Laura doesn't really have the downward spiral of a noir hero if you accept that Dana Andrews and Gene Tierney are the stars of the film. Don't get me wrong: they probably are the stars that Fox intended. But Waldo Lydecker is the central character in Laura however they want to frame it and Lydecker is definitely trapped in that downward spiral. That he was nominated as a supporting actor is arguably category fraud on the part of the Oscars, but maybe not. Andrews IS in more scenes than any of the other actors. But, as I say, he's the straight man to the flamboyant characters around him. Maybe I'm not appreciating him as much as I should.

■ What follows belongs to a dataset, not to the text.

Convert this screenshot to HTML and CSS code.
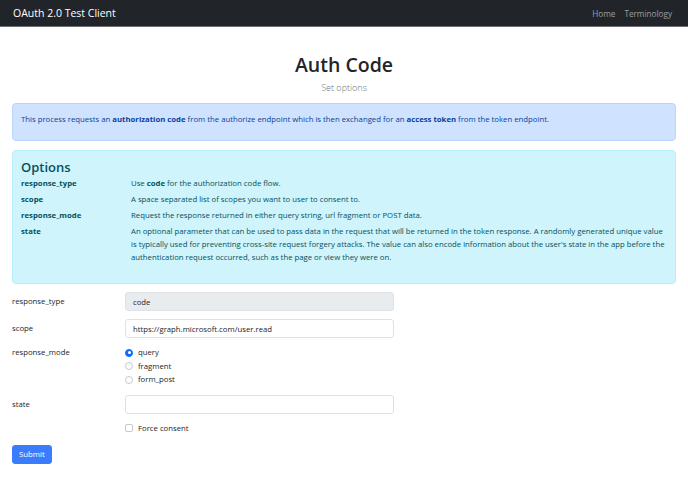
FILE: index.html
```html
<!DOCTYPE html>
<html lang="en">
<head>
<meta charset="utf-8">
<title>Auth Code - OAuth 2.0 Test Client</title>
<link rel="stylesheet" href="styles.css">
</head>
<body>
<nav class="navbar">
  <a class="brand" href="#">OAuth 2.0 Test Client</a>
  <div class="nav-links">
    <a href="#">Home</a>
    <a href="#">Terminology</a>
  </div>
</nav>
<main class="container">
  <header class="page-head">
    <h1>Auth Code</h1>
    <p class="lead">Set options</p>
  </header>
  <div class="alert alert-primary">
    <p>This process requests an <b>authorization code</b> from the authorize endpoint which is then exchanged for an <b>access token</b> from the token endpoint.</p>
  </div>
  <div class="alert alert-info">
    <h4>Options</h4>
    <dl class="opts">
      <dt>response_type</dt>
      <dd>Use <b>code</b> for the authorization code flow.</dd>
      <dt>scope</dt>
      <dd>A space separated list of scopes you want to user to consent to.</dd>
      <dt>response_mode</dt>
      <dd>Request the response returned in either query string, url fragment or POST data.</dd>
      <dt>state</dt>
      <dd>An optional parameter that can be used to pass data in the request that will be returned in the token response. A randomly generated unique value is typically used for preventing cross-site request forgery attacks. The value can also encode information about the user's state in the app before the authentication request occurred, such as the page or view they were on.</dd>
    </dl>
  </div>
  <form class="form">
    <div class="frow">
      <label class="flabel">response_type</label>
      <input class="finput" type="text" value="code" disabled>
    </div>
    <div class="frow">
      <label class="flabel">scope</label>
      <input class="finput" type="text" value="https://graph.microsoft.com/user.read">
    </div>
    <div class="frow frow-top">
      <span class="flabel">response_mode</span>
      <div class="radios">
        <label class="check"><span class="radio on"></span>query</label>
        <label class="check"><span class="radio"></span>fragment</label>
        <label class="check"><span class="radio"></span>form_post</label>
      </div>
    </div>
    <div class="frow">
      <label class="flabel">state</label>
      <input class="finput" type="text" value="">
    </div>
    <div class="frow">
      <span class="flabel"></span>
      <label class="check"><span class="box"></span>Force consent</label>
    </div>
    <button class="btn" type="button">Submit</button>
  </form>
</main>
</body>
</html>
```
FILE: styles.css
```css
* { box-sizing: border-box; }
html, body { margin: 0; padding: 0; }
body {
  font-family: "Open Sans", "Noto Sans", sans-serif;
  font-size: 7.75px;
  line-height: 13px;
  color: #212529;
  background: #fff;
}
a { text-decoration: none; }

.navbar {
  height: 27px;
  background: #212529;
  border-bottom: 1px solid #6c6f73;
  display: flex;
  align-items: center;
  justify-content: space-between;
  padding: 0 16px 0 13px;
}
.brand { color: #fff; font-size: 10.5px; }
.nav-links { display: flex; gap: 9px; }
.nav-links a { color: rgba(255,255,255,.55); font-size: 8.2px; }

.container { padding: 0 12px; }
.page-head { text-align: center; padding-top: 23px; }
.page-head h1 {
  margin: 0;
  font-size: 19.5px;
  line-height: 30px;
  font-weight: 600;
}
.lead { margin: 1px 0 0; font-size: 9px; line-height: 14px; color: #6c757d; font-weight: 300; }

.alert {
  border: 1px solid;
  border-radius: 4px;
  padding: 8px 8px;
  margin: 0 0 9px;
}
.alert-primary { margin-top: 8px; background: #cfe2ff; border-color: #b6d4fe; color: #084298; height: 38px; padding-top: 9px; }
.alert-primary p { margin: 0; }
.alert b { font-weight: 700; }
.alert-info { background: #cff4fc; border-color: #b6effb; color: #055160; height: 134px; padding-top: 8px; margin-bottom: 8px; }
.alert-info h4 { margin: 0 0 2px; font-size: 13px; line-height: 16px; font-weight: 600; }
.opts {
  margin: 0;
  display: grid;
  grid-template-columns: 110px 1fr;
  row-gap: 3px;
}
.opts dt { font-weight: 700; }
.opts dd { margin: 0; }

.frow {
  display: grid;
  grid-template-columns: 113px 269px;
  align-items: center;
  margin-bottom: 8px;
}
.frow-top { align-items: start; margin-top: 1px; }
.flabel { color: #212529; }
.finput {
  height: 19px;
  border: 1px solid #dee2e6;
  border-radius: 3px;
  padding: 0 7px;
  font: inherit;
  color: #212529;
  background: #fff;
}
.finput:disabled { background: #e9ecef; }
.radios { display: flex; flex-direction: column; }
.check { display: flex; align-items: center; gap: 5px; height: 13.5px; }
.radio {
  width: 8px; height: 8px; border-radius: 50%;
  border: 1px solid #c6cacf; background: #fff;
}
.radio.on { background: #0d6efd; border-color: #0d6efd; position: relative; }
.radio.on::after {
  content: ""; position: absolute; left: 1.5px; top: 1.5px; width: 3px; height: 3px; border-radius: 50%; background: #fff;
}
.box { width: 8px; height: 8px; border-radius: 2px; border: 1px solid #c6cacf; background: #fff; }
.btn {
  margin-top: 2px;
  font: inherit;
  color: #fff;
  background: #3a7cfc;
  border: 1px solid #3a7cfc;
  border-radius: 3px;
  height: 19px;
  padding: 0 6px;
}
```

While Waldo gets the lions share of the venomous dialogue, it's McPherson who gets the film's best lines. He has to get them in sideways, sure, but he does get them in.
As a personal note, Laura is an old favorite. I first saw it at a college film society showing when I was 19 and it's stayed with me ever since. It remains among my favorite films of the 1940s. As I once wrote about it long ago, it lingers like a whiff of perfume in an empty room, or the echo of a gunshot.